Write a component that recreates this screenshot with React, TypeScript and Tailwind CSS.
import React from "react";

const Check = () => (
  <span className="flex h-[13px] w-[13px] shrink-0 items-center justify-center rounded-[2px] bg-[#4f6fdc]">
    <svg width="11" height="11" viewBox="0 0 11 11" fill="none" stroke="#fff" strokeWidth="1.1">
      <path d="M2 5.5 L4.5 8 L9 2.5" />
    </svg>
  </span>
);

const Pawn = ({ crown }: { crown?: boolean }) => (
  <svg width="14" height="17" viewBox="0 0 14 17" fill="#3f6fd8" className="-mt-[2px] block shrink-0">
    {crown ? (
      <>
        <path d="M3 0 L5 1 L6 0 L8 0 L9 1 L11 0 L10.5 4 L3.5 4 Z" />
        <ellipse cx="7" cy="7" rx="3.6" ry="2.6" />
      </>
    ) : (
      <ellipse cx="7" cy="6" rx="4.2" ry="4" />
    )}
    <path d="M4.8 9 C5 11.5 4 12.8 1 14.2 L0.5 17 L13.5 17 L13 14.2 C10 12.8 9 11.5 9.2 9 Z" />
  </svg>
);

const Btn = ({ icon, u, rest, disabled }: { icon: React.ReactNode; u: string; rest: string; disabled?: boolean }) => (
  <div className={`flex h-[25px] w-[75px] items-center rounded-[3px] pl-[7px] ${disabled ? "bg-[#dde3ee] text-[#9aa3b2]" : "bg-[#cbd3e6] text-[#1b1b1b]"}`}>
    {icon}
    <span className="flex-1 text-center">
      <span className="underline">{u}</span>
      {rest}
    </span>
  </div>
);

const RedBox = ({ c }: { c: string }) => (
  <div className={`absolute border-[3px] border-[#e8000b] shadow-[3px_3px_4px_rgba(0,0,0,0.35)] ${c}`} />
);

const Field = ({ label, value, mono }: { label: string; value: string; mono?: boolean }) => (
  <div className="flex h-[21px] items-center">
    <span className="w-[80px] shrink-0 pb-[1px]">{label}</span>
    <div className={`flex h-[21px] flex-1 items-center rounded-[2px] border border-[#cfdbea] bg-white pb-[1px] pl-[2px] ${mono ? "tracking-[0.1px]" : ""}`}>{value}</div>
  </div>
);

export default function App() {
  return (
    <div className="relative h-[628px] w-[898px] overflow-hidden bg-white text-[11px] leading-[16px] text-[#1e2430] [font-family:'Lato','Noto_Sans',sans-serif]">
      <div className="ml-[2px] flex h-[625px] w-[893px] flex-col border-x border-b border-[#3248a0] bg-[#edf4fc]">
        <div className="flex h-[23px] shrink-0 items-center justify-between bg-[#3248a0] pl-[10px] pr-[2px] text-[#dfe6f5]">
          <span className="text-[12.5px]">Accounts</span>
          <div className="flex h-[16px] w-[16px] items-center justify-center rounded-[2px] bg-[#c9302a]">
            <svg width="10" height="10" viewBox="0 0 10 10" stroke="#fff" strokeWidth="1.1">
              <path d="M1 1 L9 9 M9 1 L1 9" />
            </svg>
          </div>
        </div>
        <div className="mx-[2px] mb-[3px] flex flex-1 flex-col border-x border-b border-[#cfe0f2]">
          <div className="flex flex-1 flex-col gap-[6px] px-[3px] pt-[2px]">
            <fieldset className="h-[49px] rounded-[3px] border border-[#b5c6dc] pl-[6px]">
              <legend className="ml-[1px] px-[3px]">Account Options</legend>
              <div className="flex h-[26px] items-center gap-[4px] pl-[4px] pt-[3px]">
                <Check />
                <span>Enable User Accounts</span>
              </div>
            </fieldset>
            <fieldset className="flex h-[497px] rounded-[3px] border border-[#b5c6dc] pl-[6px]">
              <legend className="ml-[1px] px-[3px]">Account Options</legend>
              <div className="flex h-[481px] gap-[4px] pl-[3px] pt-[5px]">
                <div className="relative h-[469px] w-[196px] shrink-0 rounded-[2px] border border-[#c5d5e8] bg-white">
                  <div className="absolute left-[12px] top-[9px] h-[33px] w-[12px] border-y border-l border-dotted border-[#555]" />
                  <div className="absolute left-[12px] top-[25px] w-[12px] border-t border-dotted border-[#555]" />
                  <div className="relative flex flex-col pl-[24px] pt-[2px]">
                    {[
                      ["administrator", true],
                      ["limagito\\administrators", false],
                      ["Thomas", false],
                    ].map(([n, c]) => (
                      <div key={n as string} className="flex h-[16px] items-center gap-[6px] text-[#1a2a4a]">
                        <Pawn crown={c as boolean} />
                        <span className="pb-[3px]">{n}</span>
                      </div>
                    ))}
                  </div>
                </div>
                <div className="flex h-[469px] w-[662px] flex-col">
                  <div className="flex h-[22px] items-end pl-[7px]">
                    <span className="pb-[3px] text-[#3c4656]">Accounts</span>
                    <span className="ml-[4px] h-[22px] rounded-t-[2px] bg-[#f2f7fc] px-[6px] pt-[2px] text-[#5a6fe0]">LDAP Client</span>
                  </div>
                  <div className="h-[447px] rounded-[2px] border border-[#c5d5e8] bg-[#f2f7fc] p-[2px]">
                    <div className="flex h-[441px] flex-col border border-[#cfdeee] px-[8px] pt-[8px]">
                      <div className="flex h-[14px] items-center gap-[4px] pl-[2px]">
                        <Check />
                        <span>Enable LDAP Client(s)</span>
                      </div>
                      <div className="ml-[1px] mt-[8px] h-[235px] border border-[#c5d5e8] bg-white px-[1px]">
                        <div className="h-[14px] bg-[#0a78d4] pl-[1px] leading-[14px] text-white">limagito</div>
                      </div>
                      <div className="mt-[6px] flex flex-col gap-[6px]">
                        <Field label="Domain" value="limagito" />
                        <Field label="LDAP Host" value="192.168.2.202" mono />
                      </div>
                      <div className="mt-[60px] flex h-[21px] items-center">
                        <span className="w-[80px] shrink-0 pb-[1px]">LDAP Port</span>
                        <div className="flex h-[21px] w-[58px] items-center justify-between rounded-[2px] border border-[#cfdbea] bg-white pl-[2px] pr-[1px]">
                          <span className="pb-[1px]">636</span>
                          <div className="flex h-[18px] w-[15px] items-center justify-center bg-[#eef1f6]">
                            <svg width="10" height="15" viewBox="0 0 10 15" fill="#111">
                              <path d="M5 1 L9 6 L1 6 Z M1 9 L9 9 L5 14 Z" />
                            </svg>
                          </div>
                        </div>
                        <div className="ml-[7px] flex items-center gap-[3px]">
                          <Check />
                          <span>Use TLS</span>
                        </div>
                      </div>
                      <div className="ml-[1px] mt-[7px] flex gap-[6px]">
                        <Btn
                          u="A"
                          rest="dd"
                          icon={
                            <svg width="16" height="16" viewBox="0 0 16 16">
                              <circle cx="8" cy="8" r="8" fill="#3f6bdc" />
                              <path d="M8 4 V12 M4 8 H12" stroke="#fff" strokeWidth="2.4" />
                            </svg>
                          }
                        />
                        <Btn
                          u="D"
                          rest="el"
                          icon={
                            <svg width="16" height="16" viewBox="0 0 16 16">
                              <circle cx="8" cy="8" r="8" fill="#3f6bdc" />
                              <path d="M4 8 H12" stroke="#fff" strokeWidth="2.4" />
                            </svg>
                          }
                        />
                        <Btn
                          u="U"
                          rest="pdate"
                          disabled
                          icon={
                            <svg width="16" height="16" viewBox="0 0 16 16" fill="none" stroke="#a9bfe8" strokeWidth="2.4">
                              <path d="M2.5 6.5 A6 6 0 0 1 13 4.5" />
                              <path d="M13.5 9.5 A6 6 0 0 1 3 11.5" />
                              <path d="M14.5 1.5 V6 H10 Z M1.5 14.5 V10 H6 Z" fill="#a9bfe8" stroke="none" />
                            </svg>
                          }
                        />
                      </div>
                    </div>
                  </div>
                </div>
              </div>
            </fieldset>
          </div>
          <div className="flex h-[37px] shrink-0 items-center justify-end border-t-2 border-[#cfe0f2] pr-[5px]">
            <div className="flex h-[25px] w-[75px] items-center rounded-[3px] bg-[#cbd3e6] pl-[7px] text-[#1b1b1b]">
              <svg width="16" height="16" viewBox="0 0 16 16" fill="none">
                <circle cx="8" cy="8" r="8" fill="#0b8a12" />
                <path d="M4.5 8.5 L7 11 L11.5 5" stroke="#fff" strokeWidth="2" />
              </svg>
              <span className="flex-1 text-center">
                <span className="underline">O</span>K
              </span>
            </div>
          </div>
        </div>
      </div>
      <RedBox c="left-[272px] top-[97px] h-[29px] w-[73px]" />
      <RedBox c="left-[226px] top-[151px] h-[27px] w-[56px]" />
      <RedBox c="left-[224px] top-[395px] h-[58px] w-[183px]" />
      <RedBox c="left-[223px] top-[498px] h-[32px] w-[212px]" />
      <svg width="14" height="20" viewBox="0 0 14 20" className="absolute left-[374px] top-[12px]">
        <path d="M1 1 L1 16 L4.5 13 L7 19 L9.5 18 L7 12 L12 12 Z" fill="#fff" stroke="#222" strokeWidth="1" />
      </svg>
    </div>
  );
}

### What you need to do
Of the lines in the listing above, how many hold the string "React"? Reply with the number only.

### Response below
3